## Goal of the exercise
Give a verbatim copy of the lines below, minus the pictures.

========================================

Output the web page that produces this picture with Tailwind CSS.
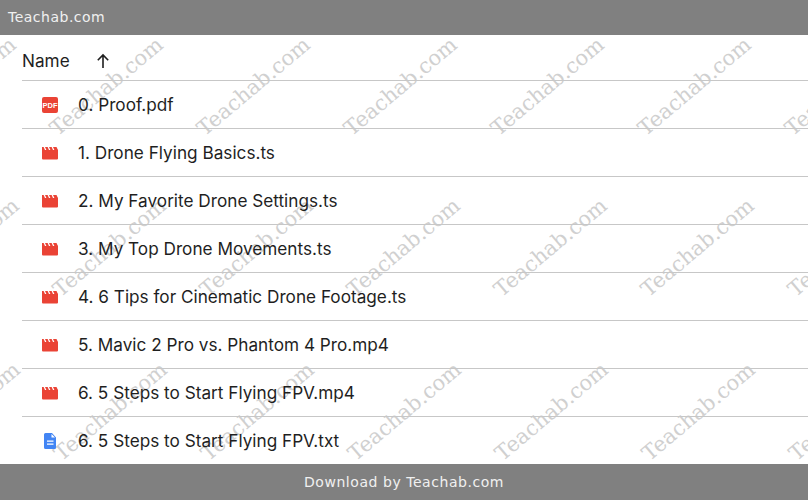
<!DOCTYPE html>
<html lang="en">
<head>
    <meta charset="UTF-8"/>
    <title>Teachab.com</title>
    <script src="https://cdn.jsdelivr.net/npm/@tailwindcss/browser@4"></script>
</head>
<body class="bg-white">
<div class="relative w-[808px] h-[500px] overflow-hidden flex flex-col">
    <!-- watermark -->
    <div id="wm" class="absolute inset-x-0 top-[35px] h-[429px] overflow-hidden pointer-events-none"></div>

    <!-- top bar -->
    <header class="relative h-[35px] shrink-0 bg-[#808080] flex items-center pl-2 text-[14px] tracking-[0.5px] text-[#f0f0f0] font-['DejaVu_Sans',sans-serif]">Teachab.com</header>

    <main class="relative flex-1 pl-[22px] text-[#1f1f1f] font-['Inter',sans-serif] text-[17.2px] overflow-hidden">
        <!-- column header -->
        <div class="h-[46px] pt-[6px] border-b border-[#c7c7c7] flex items-center">
            <span class="w-[73px]">Name</span>
            <svg class="w-4 h-4" viewBox="0 0 16 16" fill="none" stroke="#1f1f1f" stroke-width="1.6"><path d="M8 15V2M2.800 7.200 8 2l5.200 5.200"/></svg>
        </div>

        <!-- files -->
        <div class="h-[48px] pt-[1px] border-b border-[#c7c7c7] flex items-center">
            <svg class="w-4 h-4 ml-5 mr-5 shrink-0" viewBox="0 0 16 16"><rect width="16" height="16" rx="2" fill="#ea4335"/><text x="8" y="10.800" text-anchor="middle" font-size="7.500" font-weight="700" font-family="Liberation Sans" fill="#fff">PDF</text></svg>
            <span>0. Proof.pdf</span>
        </div>
        <div class="h-[48px] pt-[1px] border-b border-[#c7c7c7] flex items-center">
            <svg class="w-4 h-4 ml-5 mr-5 shrink-0" viewBox="0 0 16 16"><path fill="#ea4335" d="M0 2h1.600l1.400 3h1.400L3 2h2.600L7 5h1.400L7 2h2.600L11 5h1.400L11 2h3.500L16 5v8.500a1 1 0 0 1-1 1H1a1 1 0 0 1-1-1z"/></svg>
            <span>1. Drone Flying Basics.ts</span>
        </div>
        <div class="h-[48px] pt-[1px] border-b border-[#c7c7c7] flex items-center">
            <svg class="w-4 h-4 ml-5 mr-5 shrink-0" viewBox="0 0 16 16"><path fill="#ea4335" d="M0 2h1.600l1.400 3h1.400L3 2h2.600L7 5h1.400L7 2h2.600L11 5h1.400L11 2h3.500L16 5v8.500a1 1 0 0 1-1 1H1a1 1 0 0 1-1-1z"/></svg>
            <span>2. My Favorite Drone Settings.ts</span>
        </div>
        <div class="h-[48px] pt-[1px] border-b border-[#c7c7c7] flex items-center">
            <svg class="w-4 h-4 ml-5 mr-5 shrink-0" viewBox="0 0 16 16"><path fill="#ea4335" d="M0 2h1.600l1.400 3h1.400L3 2h2.600L7 5h1.400L7 2h2.600L11 5h1.400L11 2h3.500L16 5v8.500a1 1 0 0 1-1 1H1a1 1 0 0 1-1-1z"/></svg>
            <span>3. My Top Drone Movements.ts</span>
        </div>
        <div class="h-[48px] pt-[1px] border-b border-[#c7c7c7] flex items-center">
            <svg class="w-4 h-4 ml-5 mr-5 shrink-0" viewBox="0 0 16 16"><path fill="#ea4335" d="M0 2h1.600l1.400 3h1.400L3 2h2.600L7 5h1.400L7 2h2.600L11 5h1.400L11 2h3.500L16 5v8.500a1 1 0 0 1-1 1H1a1 1 0 0 1-1-1z"/></svg>
            <span>4. 6 Tips for Cinematic Drone Footage.ts</span>
        </div>
        <div class="h-[48px] pt-[1px] border-b border-[#c7c7c7] flex items-center">
            <svg class="w-4 h-4 ml-5 mr-5 shrink-0" viewBox="0 0 16 16"><path fill="#ea4335" d="M0 2h1.600l1.400 3h1.400L3 2h2.600L7 5h1.400L7 2h2.600L11 5h1.400L11 2h3.500L16 5v8.500a1 1 0 0 1-1 1H1a1 1 0 0 1-1-1z"/></svg>
            <span>5. Mavic 2 Pro vs. Phantom 4 Pro.mp4</span>
        </div>
        <div class="h-[48px] pt-[1px] border-b border-[#c7c7c7] flex items-center">
            <svg class="w-4 h-4 ml-5 mr-5 shrink-0" viewBox="0 0 16 16"><path fill="#ea4335" d="M0 2h1.600l1.400 3h1.400L3 2h2.600L7 5h1.400L7 2h2.600L11 5h1.400L11 2h3.500L16 5v8.500a1 1 0 0 1-1 1H1a1 1 0 0 1-1-1z"/></svg>
            <span>6. 5 Steps to Start Flying FPV.mp4</span>
        </div>
        <div class="h-[48px] pt-[1px] border-b border-[#c7c7c7] flex items-center">
            <svg class="w-4 h-4 ml-5 mr-5 shrink-0" viewBox="0 0 16 16"><path fill="#4285f4" d="M3.500 0H10l4 4.500v10a1.500 1.500 0 0 1-1.500 1.500h-9A1.500 1.500 0 0 1 2 14.500V1.500A1.500 1.500 0 0 1 3.500 0z"/><path fill="#fff" d="M5 7.500h6.500v1.300H5zM5 10.500h6.500v1.300H5zM9.500 1v3.500H13z"/></svg>
            <span>6. 5 Steps to Start Flying FPV.txt</span>
        </div>
    </main>

    <footer class="relative h-[36px] shrink-0 bg-[#808080] flex items-center justify-center text-[14px] tracking-[0.55px] text-[#f0f0f0] font-['DejaVu_Sans',sans-serif]">Download by Teachab.com</footer>
</div>

<script>
    const wm = document.getElementById("wm");
    const rows = [[-40, 52], [-37, 213], [-36, 377]];
    rows.forEach(([startX, y]) => {
        for (let i = 0; i < 7; i++) {
            const s = document.createElement("span");
            s.textContent = "Teachab.com";
            s.className = "absolute whitespace-nowrap -rotate-[40deg] -translate-x-1/2 -translate-y-1/2 text-[21px] text-[#d0d0d0] font-['DejaVu_Serif',serif]";
            s.style.left = startX + i * 147 + "px";
            s.style.top = y + "px";
            wm.appendChild(s);
        }
    });
</script>
</body>
</html>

========================================

## Final result
Output the web page that produces this picture with Tailwind CSS.
<!DOCTYPE html>
<html lang="en">
<head>
    <meta charset="UTF-8"/>
    <title>Teachab.com</title>
    <script src="https://cdn.jsdelivr.net/npm/@tailwindcss/browser@4"></script>
</head>
<body class="bg-white">
<div class="relative w-[808px] h-[500px] overflow-hidden flex flex-col">
    <!-- watermark -->
    <div id="wm" class="absolute inset-x-0 top-[35px] h-[429px] overflow-hidden pointer-events-none"></div>

    <!-- top bar -->
    <header class="relative h-[35px] shrink-0 bg-[#808080] flex items-center pl-2 text-[14px] tracking-[0.5px] text-[#f0f0f0] font-['DejaVu_Sans',sans-serif]">Teachab.com</header>

    <main class="relative flex-1 pl-[22px] text-[#1f1f1f] font-['Inter',sans-serif] text-[17.2px] overflow-hidden">
        <!-- column header -->
        <div class="h-[46px] pt-[6px] border-b border-[#c7c7c7] flex items-center">
            <span class="w-[73px]">Name</span>
            <svg class="w-4 h-4" viewBox="0 0 16 16" fill="none" stroke="#1f1f1f" stroke-width="1.6"><path d="M8 15V2M2.800 7.200 8 2l5.200 5.200"/></svg>
        </div>

        <!-- files -->
        <div class="h-[48px] pt-[1px] border-b border-[#c7c7c7] flex items-center">
            <svg class="w-4 h-4 ml-5 mr-5 shrink-0" viewBox="0 0 16 16"><rect width="16" height="16" rx="2" fill="#ea4335"/><text x="8" y="10.800" text-anchor="middle" font-size="7.500" font-weight="700" font-family="Liberation Sans" fill="#fff">PDF</text></svg>
            <span>0. Proof.pdf</span>
        </div>
        <div class="h-[48px] pt-[1px] border-b border-[#c7c7c7] flex items-center">
            <svg class="w-4 h-4 ml-5 mr-5 shrink-0" viewBox="0 0 16 16"><path fill="#ea4335" d="M0 2h1.600l1.400 3h1.400L3 2h2.600L7 5h1.400L7 2h2.600L11 5h1.400L11 2h3.500L16 5v8.500a1 1 0 0 1-1 1H1a1 1 0 0 1-1-1z"/></svg>
            <span>1. Drone Flying Basics.ts</span>
        </div>
        <div class="h-[48px] pt-[1px] border-b border-[#c7c7c7] flex items-center">
            <svg class="w-4 h-4 ml-5 mr-5 shrink-0" viewBox="0 0 16 16"><path fill="#ea4335" d="M0 2h1.600l1.400 3h1.400L3 2h2.600L7 5h1.400L7 2h2.600L11 5h1.400L11 2h3.500L16 5v8.500a1 1 0 0 1-1 1H1a1 1 0 0 1-1-1z"/></svg>
            <span>2. My Favorite Drone Settings.ts</span>
        </div>
        <div class="h-[48px] pt-[1px] border-b border-[#c7c7c7] flex items-center">
            <svg class="w-4 h-4 ml-5 mr-5 shrink-0" viewBox="0 0 16 16"><path fill="#ea4335" d="M0 2h1.600l1.400 3h1.400L3 2h2.600L7 5h1.400L7 2h2.600L11 5h1.400L11 2h3.500L16 5v8.500a1 1 0 0 1-1 1H1a1 1 0 0 1-1-1z"/></svg>
            <span>3. My Top Drone Movements.ts</span>
        </div>
        <div class="h-[48px] pt-[1px] border-b border-[#c7c7c7] flex items-center">
            <svg class="w-4 h-4 ml-5 mr-5 shrink-0" viewBox="0 0 16 16"><path fill="#ea4335" d="M0 2h1.600l1.400 3h1.400L3 2h2.600L7 5h1.400L7 2h2.600L11 5h1.400L11 2h3.500L16 5v8.500a1 1 0 0 1-1 1H1a1 1 0 0 1-1-1z"/></svg>
            <span>4. 6 Tips for Cinematic Drone Footage.ts</span>
        </div>
        <div class="h-[48px] pt-[1px] border-b border-[#c7c7c7] flex items-center">
            <svg class="w-4 h-4 ml-5 mr-5 shrink-0" viewBox="0 0 16 16"><path fill="#ea4335" d="M0 2h1.600l1.400 3h1.400L3 2h2.600L7 5h1.400L7 2h2.600L11 5h1.400L11 2h3.500L16 5v8.500a1 1 0 0 1-1 1H1a1 1 0 0 1-1-1z"/></svg>
            <span>5. Mavic 2 Pro vs. Phantom 4 Pro.mp4</span>
        </div>
        <div class="h-[48px] pt-[1px] border-b border-[#c7c7c7] flex items-center">
            <svg class="w-4 h-4 ml-5 mr-5 shrink-0" viewBox="0 0 16 16"><path fill="#ea4335" d="M0 2h1.600l1.400 3h1.400L3 2h2.600L7 5h1.400L7 2h2.600L11 5h1.400L11 2h3.500L16 5v8.500a1 1 0 0 1-1 1H1a1 1 0 0 1-1-1z"/></svg>
            <span>6. 5 Steps to Start Flying FPV.mp4</span>
        </div>
        <div class="h-[48px] pt-[1px] border-b border-[#c7c7c7] flex items-center">
            <svg class="w-4 h-4 ml-5 mr-5 shrink-0" viewBox="0 0 16 16"><path fill="#4285f4" d="M3.500 0H10l4 4.500v10a1.500 1.500 0 0 1-1.500 1.500h-9A1.500 1.500 0 0 1 2 14.500V1.500A1.500 1.500 0 0 1 3.500 0z"/><path fill="#fff" d="M5 7.500h6.500v1.300H5zM5 10.500h6.500v1.300H5zM9.500 1v3.500H13z"/></svg>
            <span>6. 5 Steps to Start Flying FPV.txt</span>
        </div>
    </main>

    <footer class="relative h-[36px] shrink-0 bg-[#808080] flex items-center justify-center text-[14px] tracking-[0.55px] text-[#f0f0f0] font-['DejaVu_Sans',sans-serif]">Download by Teachab.com</footer>
</div>

<script>
    const wm = document.getElementById("wm");
    const rows = [[-40, 52], [-37, 213], [-36, 377]];
    rows.forEach(([startX, y]) => {
        for (let i = 0; i < 7; i++) {
            const s = document.createElement("span");
            s.textContent = "Teachab.com";
            s.className = "absolute whitespace-nowrap -rotate-[40deg] -translate-x-1/2 -translate-y-1/2 text-[21px] text-[#d0d0d0] font-['DejaVu_Serif',serif]";
            s.style.left = startX + i * 147 + "px";
            s.style.top = y + "px";
            wm.appendChild(s);
        }
    });
</script>
</body>
</html>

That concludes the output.